SAS spent almost $600 less in claims per primary care patient over a 3-year study period
Cary, NC (Jul 28, 2015)
Primary care users of the SAS Health Care Center (HCC) saved the company up to $600 each in health plan claims costs over three years. A study by analytics leader SAS and Duke University, just published in The American Journal of Managed Care, examined the usage and claims costs for three categories of SAS employees and their dependents: major users (designated HCC as their primary care), casual users (designated primary care providers outside HCC, but used other HCC services at least once), and nonusers.
“Our goal was to find out if our HCC primary care patients used fewer SAS health plan dollars than employees and dependents that use other providers,” said Gale Adcock, Chief Health Officer at SAS. “The answer was a resounding ‘yes.’ A bonus was that we were able to conduct this research of a complex database using the power of SAS® data management and analytics.”
The Phase I study, Worksite Medical Home: Health Services Use and Claim Costs, examined 2006-2008 claims and demographic data of more than 17,000 employees and dependents covered by the SAS health plan.

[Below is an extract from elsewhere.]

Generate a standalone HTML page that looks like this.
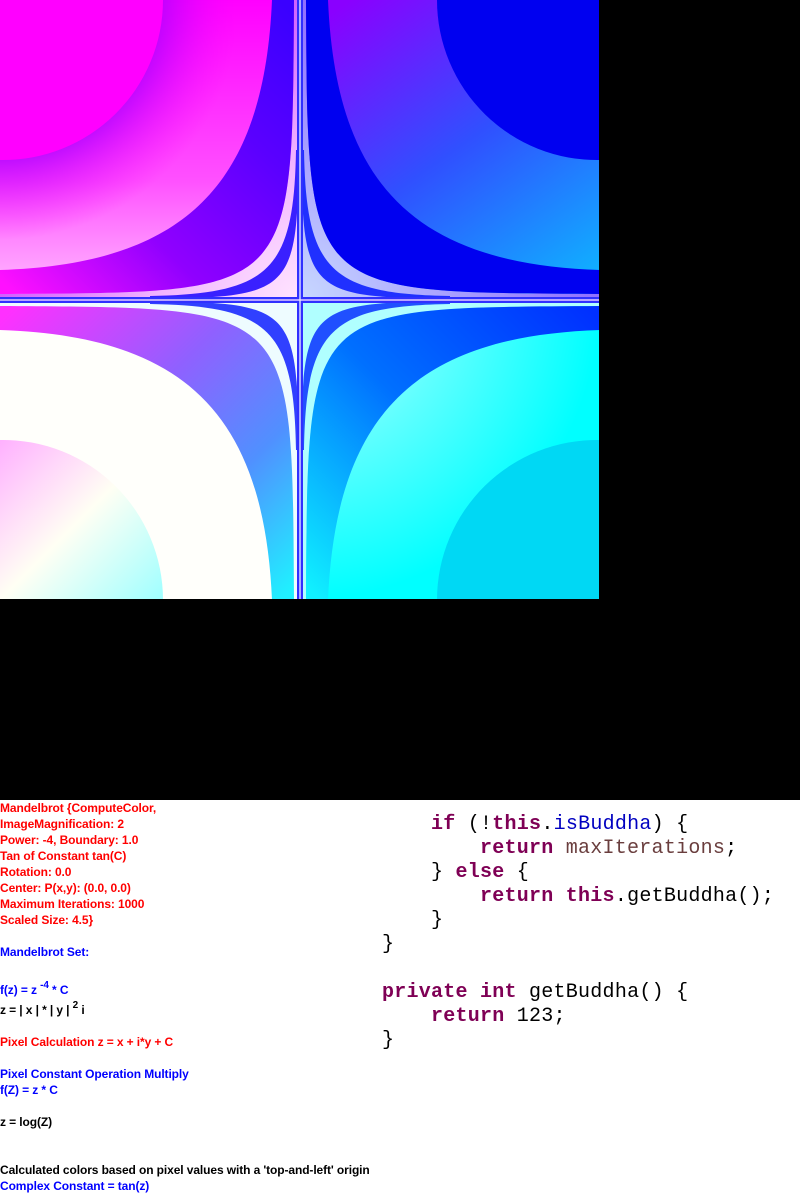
<!DOCTYPE html>
<html><head><meta charset="utf-8"><style>
html,body{margin:0;padding:0;}
body{width:800px;height:1194px;background:#fff;position:relative;overflow:hidden;}
#blk{position:absolute;left:0;top:0;width:800px;height:800px;background:#000;}
svg{position:absolute;left:0;top:0;}
.t{position:absolute;left:0;font:bold 12px "Liberation Sans",Arial,sans-serif;white-space:pre;line-height:14px;letter-spacing:-0.1px;}
.r{color:#ff0000}.b{color:#0000ff}.k{color:#000}
sup{font-size:10px;vertical-align:0;position:relative;top:-6px;}
.c{position:absolute;left:382px;font:20px "Liberation Mono",monospace;white-space:pre;line-height:24px;color:#000;letter-spacing:0.25px;}
.kw{color:#7f0055;font-weight:bold}.fd{color:#0000c0}.lv{color:#6a3e3e}
</style></head><body>
<div id="blk"></div>
<svg width="600" height="600" viewBox="0 0 600 600">
<defs>
<linearGradient id="tlBase" gradientUnits="userSpaceOnUse" x1="0" y1="0" x2="0" y2="300"><stop offset="0" stop-color="#ff00ff"/><stop offset="0.6" stop-color="#ff50ff"/><stop offset="1" stop-color="#ffc0ff"/></linearGradient>
<radialGradient id="tlRing" gradientUnits="userSpaceOnUse" cx="0" cy="0" r="300"><stop offset="0.53" stop-color="#b000ff" stop-opacity="0.8"/><stop offset="0.8" stop-color="#ff00ff" stop-opacity="0"/></radialGradient>
<linearGradient id="tlBand" gradientUnits="userSpaceOnUse" x1="0" y1="280" x2="280" y2="0"><stop offset="0" stop-color="#ff10ff"/><stop offset="0.35" stop-color="#9000ff"/><stop offset="0.7" stop-color="#5a00ff"/><stop offset="1" stop-color="#3a00ff"/></linearGradient>
<radialGradient id="tlIn" gradientUnits="userSpaceOnUse" cx="300" cy="300" r="300"><stop offset="0" stop-color="#ffe4ff"/><stop offset="0.5" stop-color="#f0b0ff"/><stop offset="1" stop-color="#d060ff"/></radialGradient>
<linearGradient id="trBase" gradientUnits="userSpaceOnUse" x1="250" y1="0" x2="40" y2="300"><stop offset="0" stop-color="#8a00ff"/><stop offset="0.5" stop-color="#3050ff"/><stop offset="1" stop-color="#10b0ff"/></linearGradient>
<radialGradient id="trIn" gradientUnits="userSpaceOnUse" cx="300" cy="300" r="300"><stop offset="0" stop-color="#c8d8ff"/><stop offset="0.5" stop-color="#a8a0ff"/><stop offset="1" stop-color="#9070ff"/></radialGradient>
<linearGradient id="blCorner" gradientUnits="userSpaceOnUse" x1="0" y1="160" x2="160" y2="0"><stop offset="0" stop-color="#ffb0ff"/><stop offset="0.5" stop-color="#fffff4"/><stop offset="1" stop-color="#a0ffff"/></linearGradient>
<linearGradient id="blBand" gradientUnits="userSpaceOnUse" x1="0" y1="280" x2="280" y2="0"><stop offset="0" stop-color="#ff30ff"/><stop offset="0.4" stop-color="#9060ff"/><stop offset="0.7" stop-color="#5090ff"/><stop offset="1" stop-color="#20f0ff"/></linearGradient>
<radialGradient id="brBase" gradientUnits="userSpaceOnUse" cx="300" cy="300" r="300"><stop offset="0" stop-color="#d0ffff"/><stop offset="0.5" stop-color="#60ffff"/><stop offset="1" stop-color="#00ffff"/></radialGradient>
<linearGradient id="brBand" gradientUnits="userSpaceOnUse" x1="0" y1="280" x2="280" y2="0"><stop offset="0" stop-color="#0030ff"/><stop offset="0.5" stop-color="#0070ff"/><stop offset="1" stop-color="#10f0ff"/></linearGradient>
<path id="band" d="M0,270 C185,264 264,185 272,0 L294,0 C292,298 298,292 0,294 Z"/>
<path id="inner" d="M0,294 C298,292 292,298 294,0 L300,0 L300,300 L0,300 Z"/>
<path id="sband" d="M150,296 C270,294 294,270 296,150 L298.5,150 C298,292 292,298 150,298.5 Z"/>
</defs>
<g>
<rect width="300" height="300" fill="url(#tlBase)"/>
<rect width="300" height="300" fill="url(#tlRing)"/>
<path d="M0,0 L163,0 A160,160 0 0 1 0,160 Z" fill="#ff00ff"/>
<use href="#inner" fill="url(#tlIn)"/>
<use href="#band" fill="url(#tlBand)"/>
<use href="#sband" fill="#3a20ff"/>
</g>
<g transform="matrix(-1 0 0 1 600 0)">
<rect width="300" height="300" fill="url(#trBase)"/>
<path d="M0,0 L163,0 A160,160 0 0 1 0,160 Z" fill="#0000f0"/>
<use href="#inner" fill="url(#trIn)"/>
<use href="#band" fill="#0000f0"/>
<use href="#sband" fill="#2030ff"/>
</g>
<g transform="matrix(1 0 0 -1 0 600)">
<rect width="300" height="300" fill="#fffffb"/>
<path d="M0,0 L163,0 A160,160 0 0 1 0,160 Z" fill="url(#blCorner)"/>
<use href="#inner" fill="#eefcff"/>
<use href="#band" fill="url(#blBand)"/>
<use href="#sband" fill="#3040ff"/>
</g>
<g transform="matrix(-1 0 0 -1 600 600)">
<rect width="300" height="300" fill="url(#brBase)"/>
<path d="M0,0 L163,0 A160,160 0 0 1 0,160 Z" fill="#00d8f4"/>
<use href="#inner" fill="#b0ffff"/>
<use href="#band" fill="url(#brBand)"/>
<use href="#sband" fill="#2050ff"/>
</g>
<rect x="0" y="297" width="600" height="6" fill="#3030ff"/>
<rect x="297" y="0" width="6" height="600" fill="#3030ff"/>
<rect x="0" y="299.3" width="600" height="1.4" fill="#f0d8ff"/>
<rect x="299.3" y="0" width="1.4" height="600" fill="#e0e8ff"/>
<rect x="599" y="0" width="1" height="600" fill="#000"/>
<rect x="0" y="599" width="600" height="1" fill="#000"/>
</svg>

<div class="t r" style="top:801px">Mandelbrot {ComputeColor,</div>
<div class="t r" style="top:817px">ImageMagnification: 2</div>
<div class="t r" style="top:833px">Power: -4, Boundary: 1.0</div>
<div class="t r" style="top:849px">Tan of Constant tan(C)</div>
<div class="t r" style="top:865px">Rotation: 0.0</div>
<div class="t r" style="top:881px">Center: P(x,y): (0.0, 0.0)</div>
<div class="t r" style="top:897px">Maximum Iterations: 1000</div>
<div class="t r" style="top:913px">Scaled Size: 4.5}</div>
<div class="t b" style="top:945px">Mandelbrot Set:</div>
<div class="t b" style="top:983px">f(z) = z <sup>-4</sup> * C</div>
<div class="t k" style="top:1003px">z = | x | * | y | <sup>2</sup> i</div>
<div class="t r" style="top:1035px">Pixel Calculation z = x + i*y + C</div>
<div class="t b" style="top:1067px">Pixel Constant Operation Multiply</div>
<div class="t b" style="top:1083px">f(Z) = z * C</div>
<div class="t k" style="top:1115px">z = log(Z)</div>
<div class="t k" style="top:1163px">Calculated colors based on pixel values with a 'top-and-left' origin</div>
<div class="t b" style="top:1179px">Complex Constant = tan(z)</div>

<div class="c" style="top:813px">    <span class="kw">if</span> (!<span class="kw">this</span>.<span class="fd">isBuddha</span>) {
        <span class="kw">return</span> <span class="lv">maxIterations</span>;
    } <span class="kw">else</span> {
        <span class="kw">return</span> <span class="kw">this</span>.getBuddha();
    }
}

<span class="kw">private</span> <span class="kw">int</span> getBuddha() {
    <span class="kw">return</span> 123;
}</div>
</body></html>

- Dependents using the HCC that were major users incurred $598 less in claims costs than casual users and $330 less than nonusers who were also dependents. This included costs for preventive care.
- Employees using the HCC that were casual users had $482 more in claims costs than HCC major users. Most of the difference ($263) was for pharmaceutical expenses.
- Health plan claims costs were highest for casual users of the HCC.
- HCC major users who were dependents had significantly fewer hospital admissions than nonusers.
- Pharmaceutical costs were significantly higher in the HCC casual user group relative to the HCC major user group.
- Claims costs of HCC major users (dependents and employees), were statistically lower than both of the other groups for preventive care.
Phase II of the study was just completed and examines whether HCC primary care patients have fewer avoidable ER visits and hospitalizations. Results have been finalized and a paper has been accepted for publication.
Adcock also noted, “We’re setting the standard for investing in employee health and well-being. The positive impact on employee health and cost savings makes this a worthwhile investment. Add to that the employee time and productivity benefit of having these services right on campus, and there’s no question that worksite health care is a powerful health and business model.”
The American Journal of Managed Care is a peer-reviewed publication dedicated to disseminating clinical information to managed care physicians, clinical decision makers, and other health care professionals.